Comment les recherches et la collaboration avec les musées se sont-elles déroulées ?
Avec toutes les archives conservées dans les musées, la recherche est avant tout une question de temps. Beaucoup de personnes m'ont aidé, et Deneth a apporté une quantité énorme d'informations dans ce projet. Le plus difficile a été d'accéder aux développements actuels dans les musées.
Les musées doivent encore trouver leur propre approche de cette partie de l'histoire – et ils ne sont pas habitués à être filmés dans ce contexte. La zone entre l'intérêt public et la liberté artistique nous a permis de nous frayer un chemin à travers ces espaces de possibilités parfois un peu ardus. Je serais très heureux si le film était projeté un jour dans les musées.

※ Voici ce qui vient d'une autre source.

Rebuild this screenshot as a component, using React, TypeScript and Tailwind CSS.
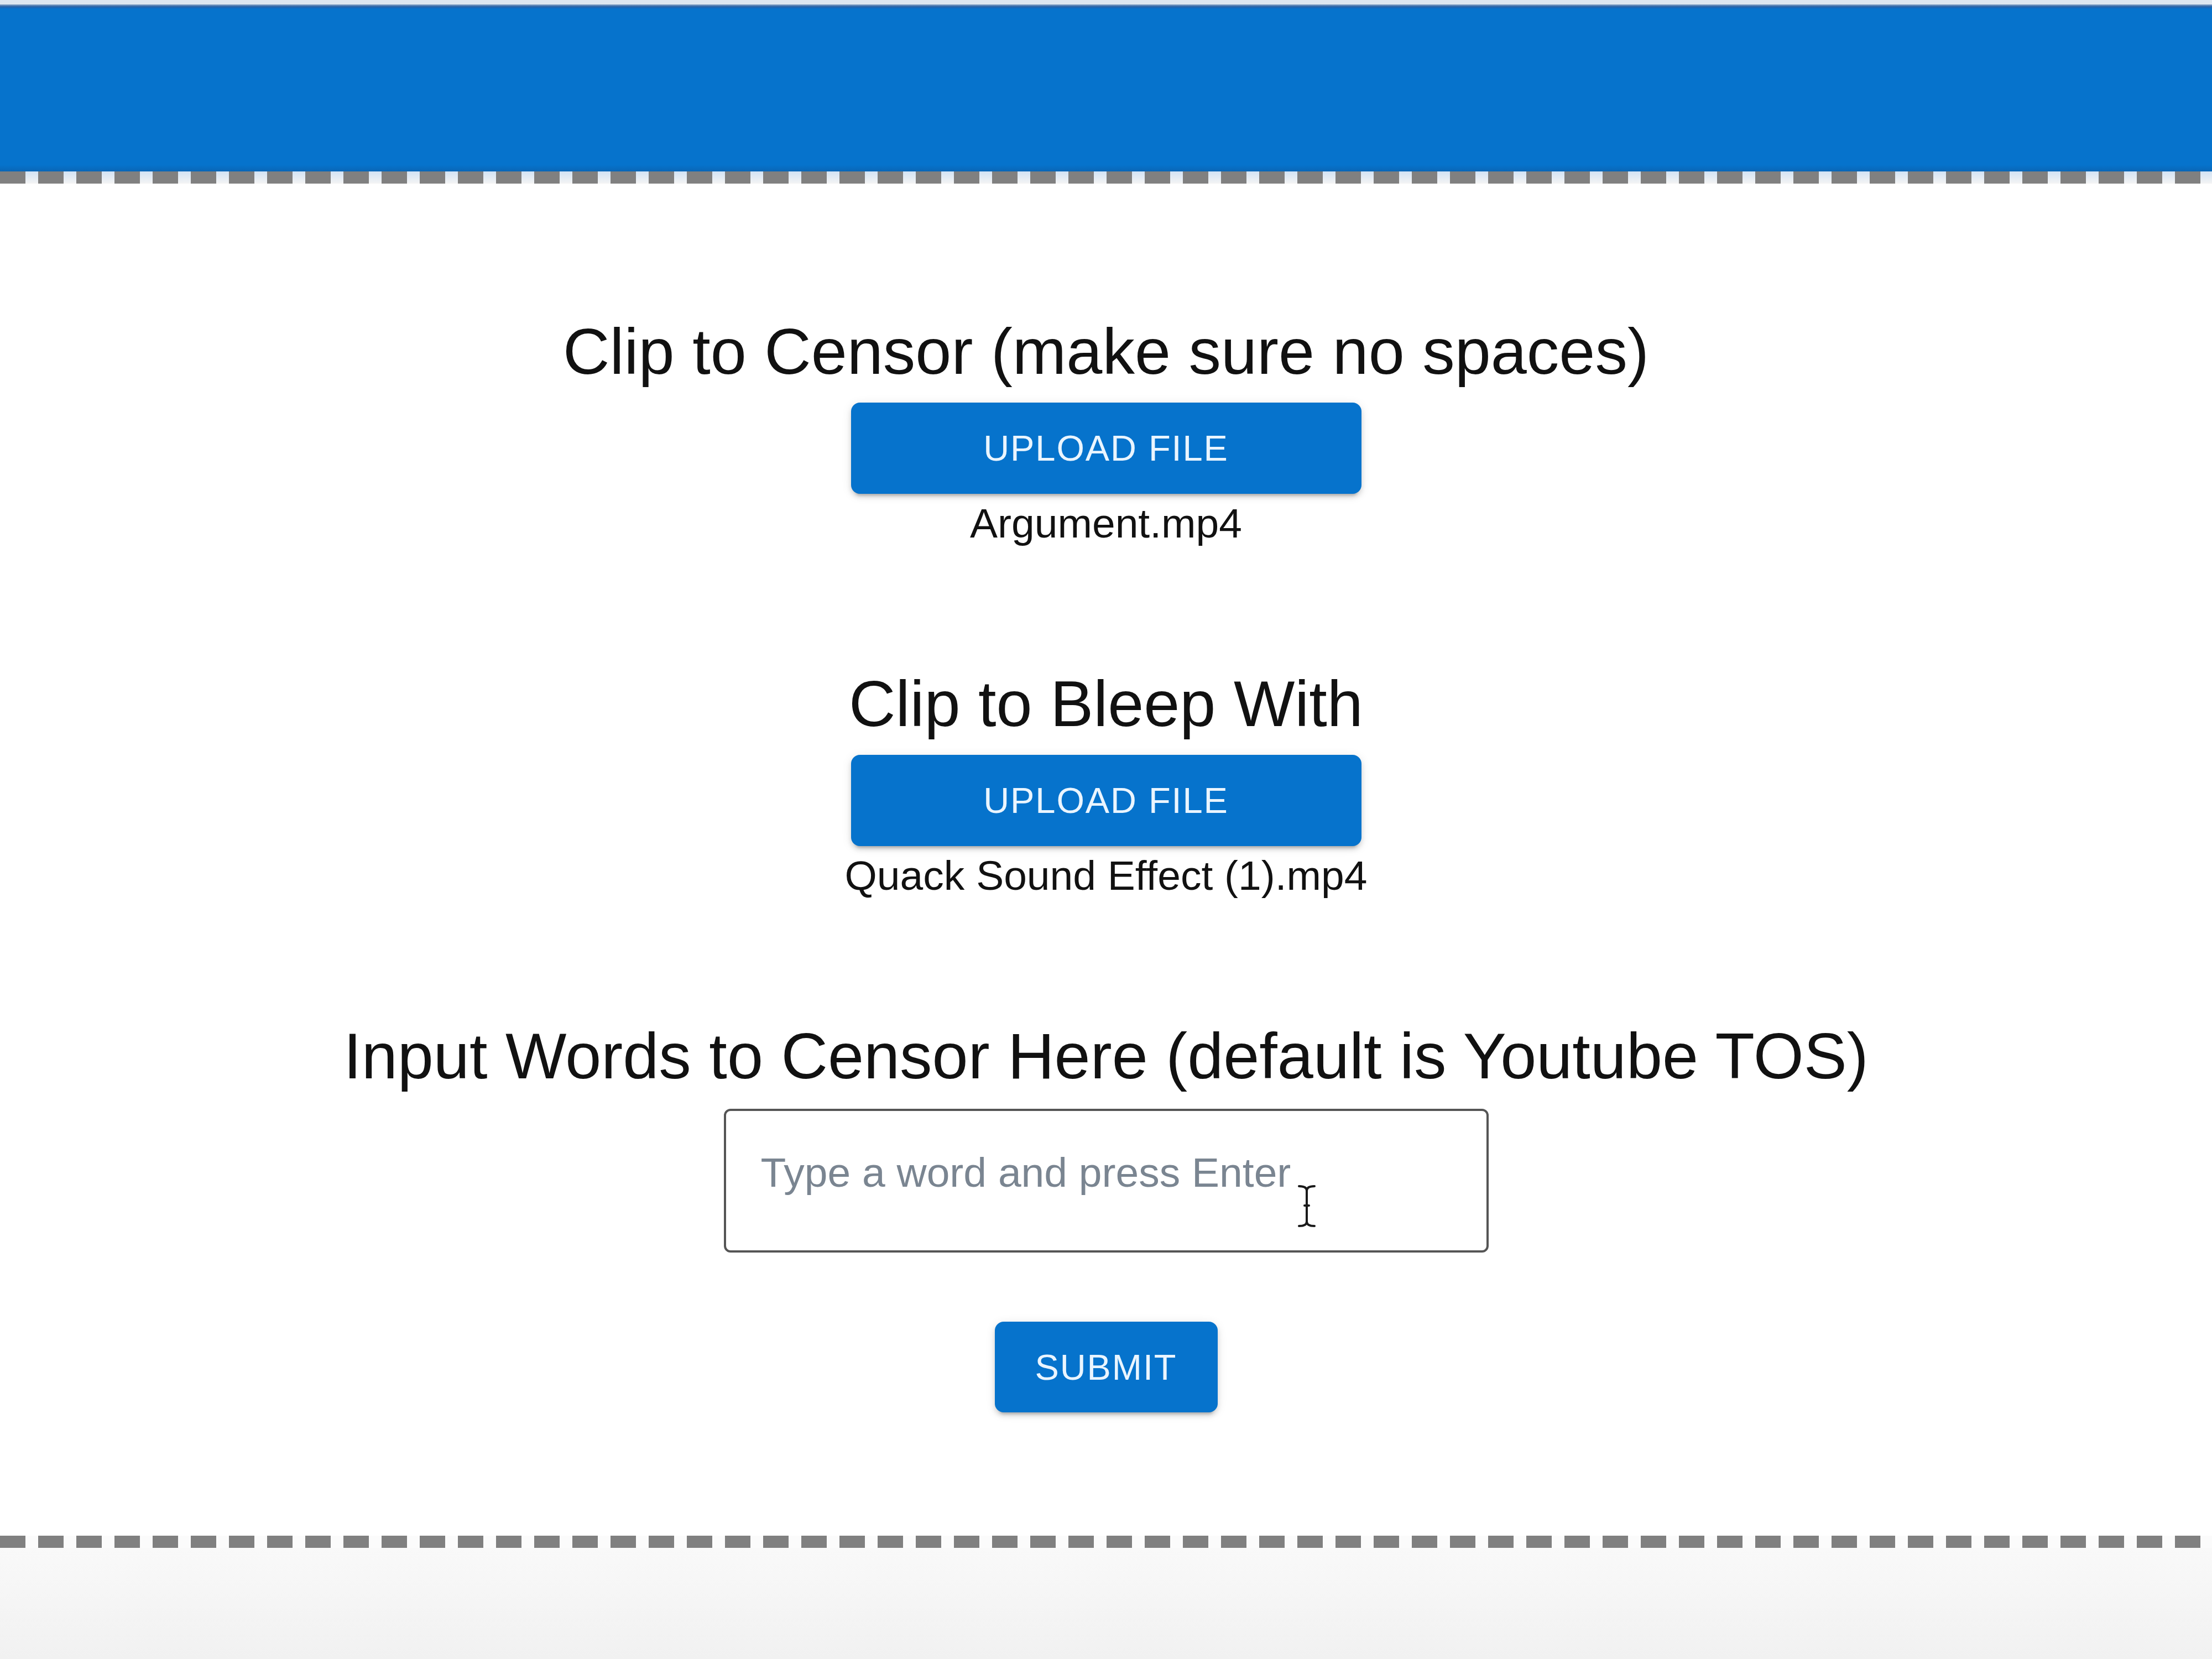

As-tu pu discuter avec les descendants de Paul et Fritz Sarasin ?
J'ai effectivement parlé à des membres de la famille Sarasin. Mais la famille est grande, et tous n'ont pas voulu passer devant la caméra. Le film traite certes principalement des Sarasin, mais de manière relativement succincte. Il était plus important pour nous de découvrir s'il existait un lien entre l'histoire de Paul et Fritz Sarasin et les personnes vivant aujourd'hui au Sri Lanka.
As-tu déjà une nouvelle idée pour ton prochain film de fiction ou documentaire ?
Il y a beaucoup de sujets qui m'intéressent – si je pouvais, je m’attaquerais à trois autres projets en même temps. Jusqu’à présent, mes projets étaient toujours des hybrides entre le cinéma, la musique et le théâtre et c’est quelque chose que j'aimerais continuer à expérimenter. Sur le plan du contenu, ELEPHANTS & SQUIRRELS continue à m'apporter beaucoup. Mais, pour l’heure, je vais laisser les choses venir à moi.